Some of these places – particularly in central London – serve London Pride. It’s clearly something that frustrates Keeling. “It does worry me. But if we don’t work with them, do something with them, they’re never going to have cask beer. But now we’ve got an opportunity to sell them keg beer that is equally as interesting.
“The thing you have to learn is that keg is a different environment to cask – just as you have to design a beer for cask, you have to design it for keg. I have no truck with people who say keg beer is rubbish, or people who say cask beer is rubbish. If you say cask beer is rubbish you simply haven’t drunk any good cask beer – the same with keg.”
It’s a move that will bring Fuller’s into line with the likes of Meantime and Camden Town, whose keg fonts are increasingly common across the city.
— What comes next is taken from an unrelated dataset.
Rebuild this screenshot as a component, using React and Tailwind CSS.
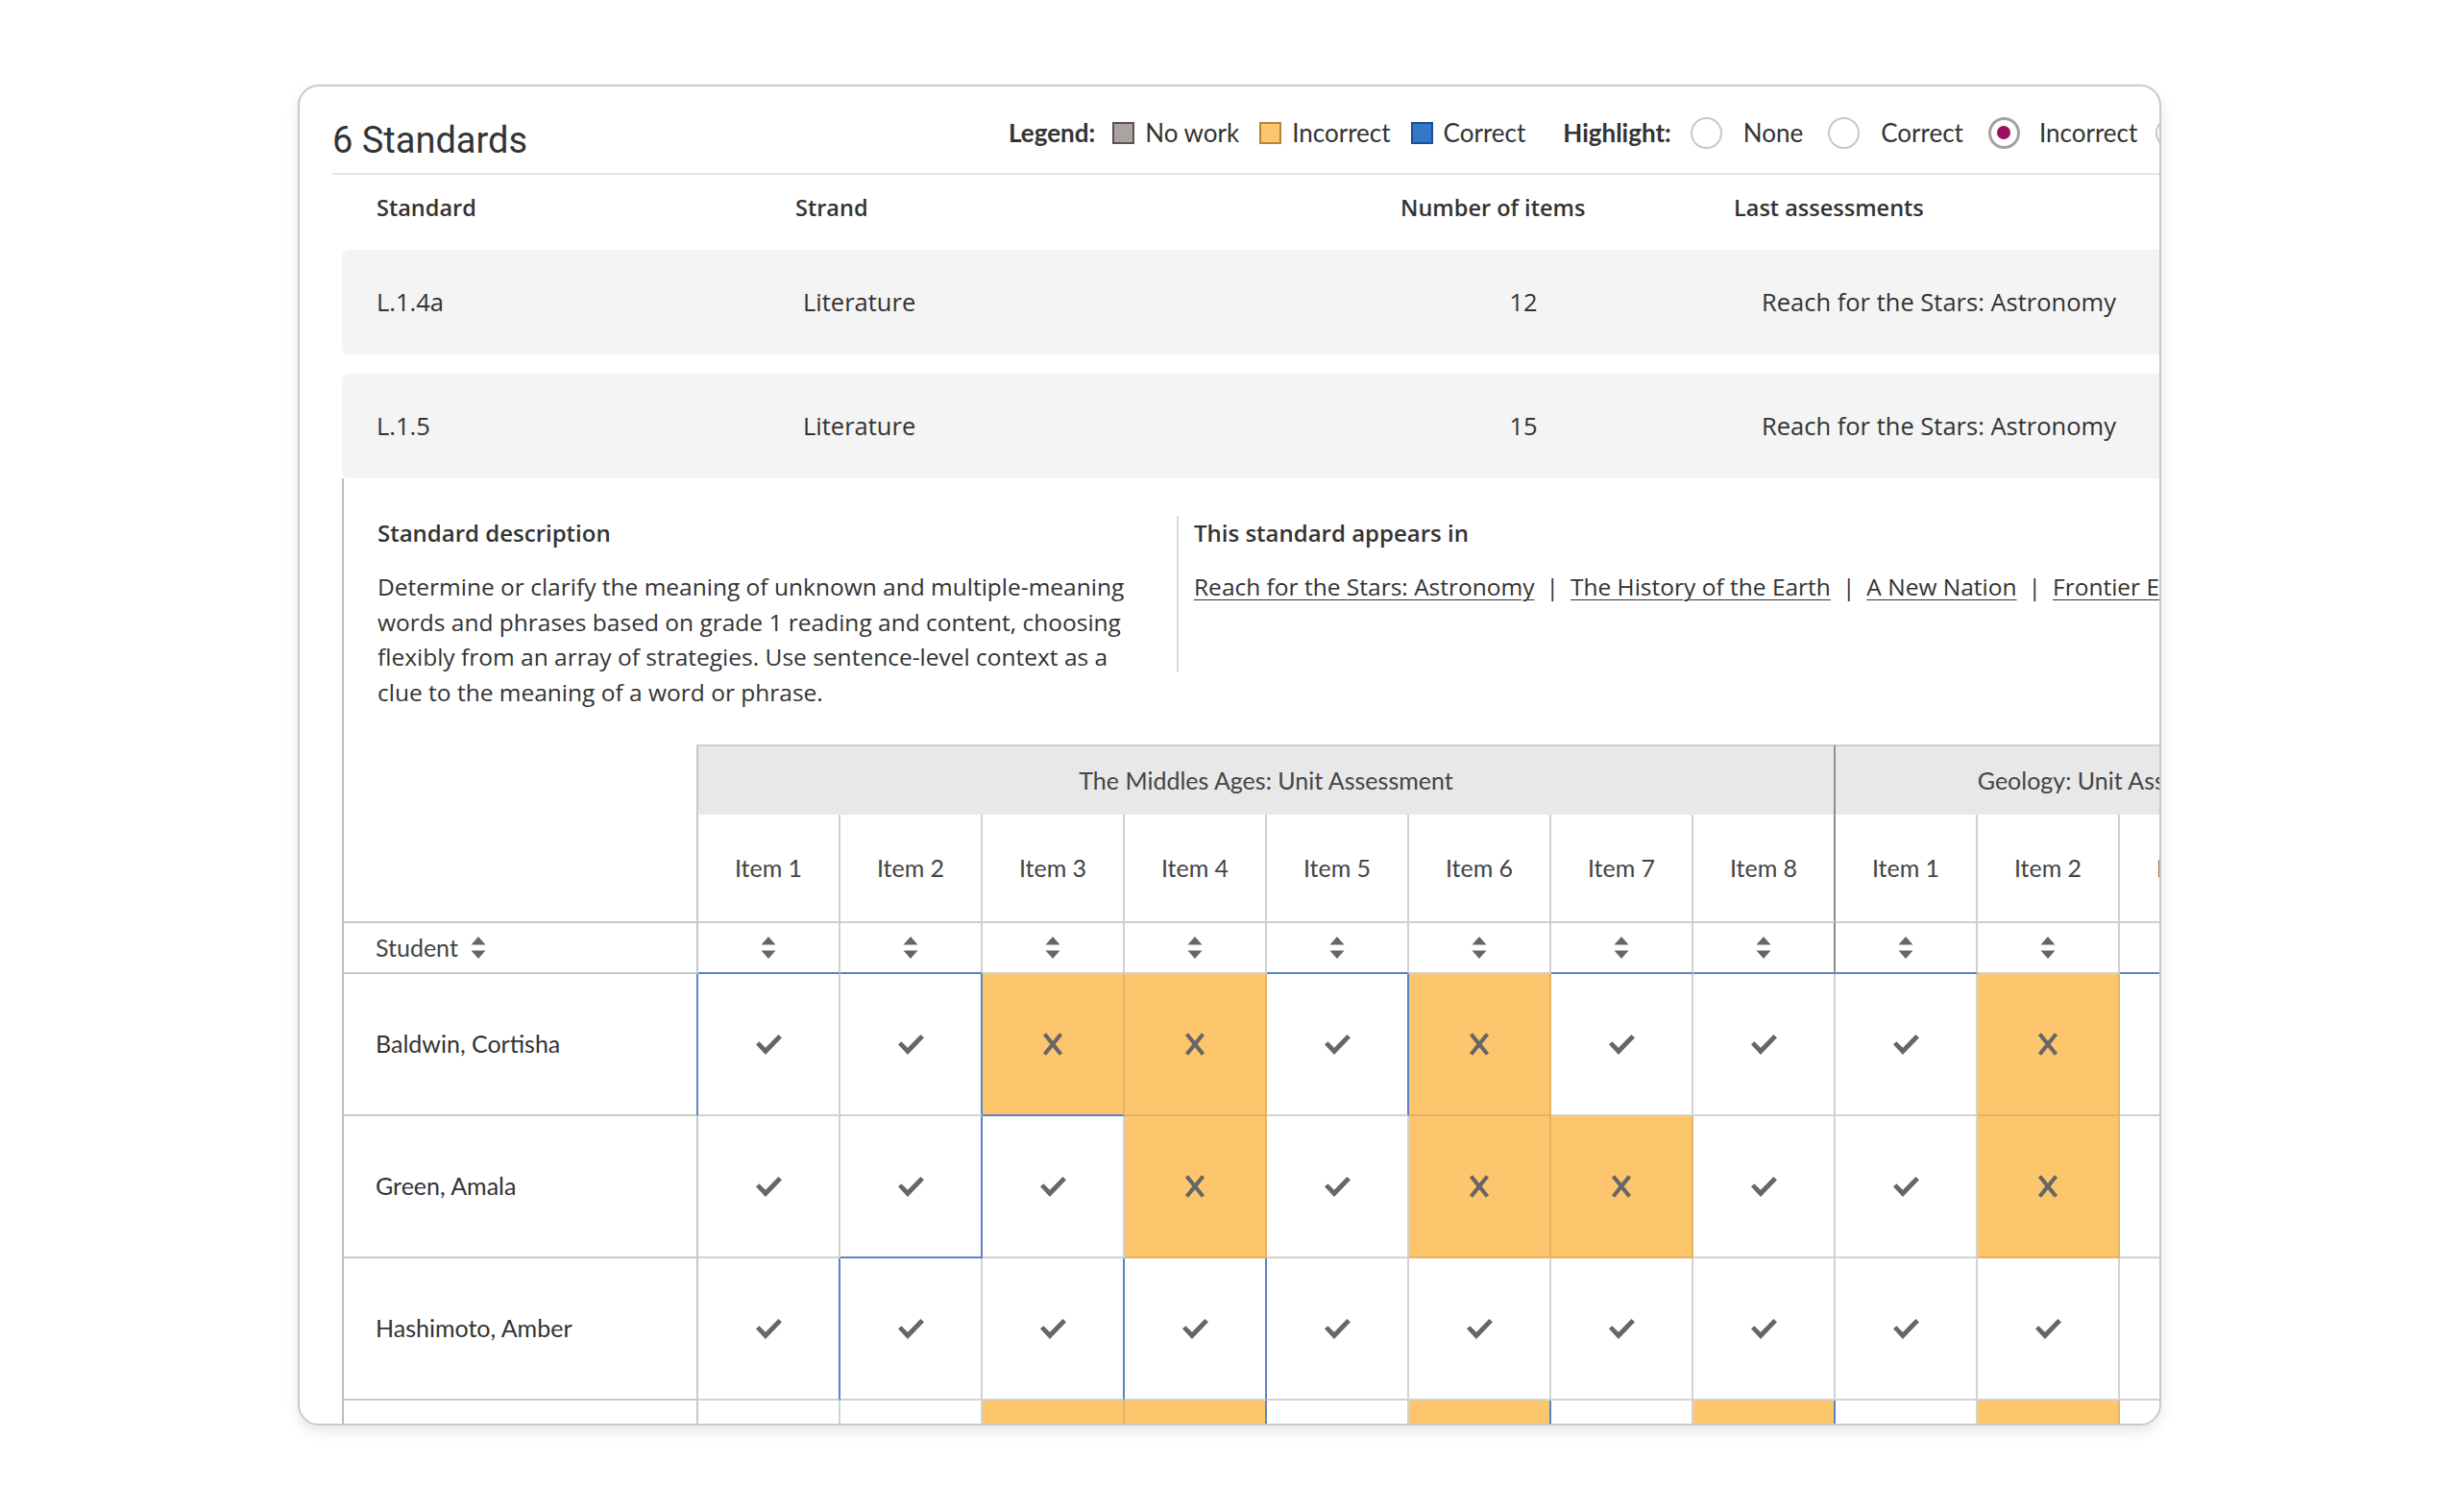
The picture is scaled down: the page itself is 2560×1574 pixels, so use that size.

More and more of London’s new beer fans expect to find good beer on keg as well as cask; Keeling is well aware that any new Fuller’s product must be of the highest quality. “Craft beer is bringing new drinkers in, and they’re coming in with a relatively open mind,” he says. “They’re quite happy to appreciate cask, can, bottles, keg.
“I do think there’s a load of lager drinkers who are searching for an interesting flavour but can’t find it because it doesn't exist in their environment. Now Meantime are trying to fulfil that need, so are Camden.
"I think Fuller’s can enter that market. But we won’t put cask London Pride in a keg. It won’t be very good, it would be underselling us and them. It would be perfectly possible to develop a London Pride that is very good in keg but there’s nothing wrong with developing entirely new beers that are designed especially for keg.”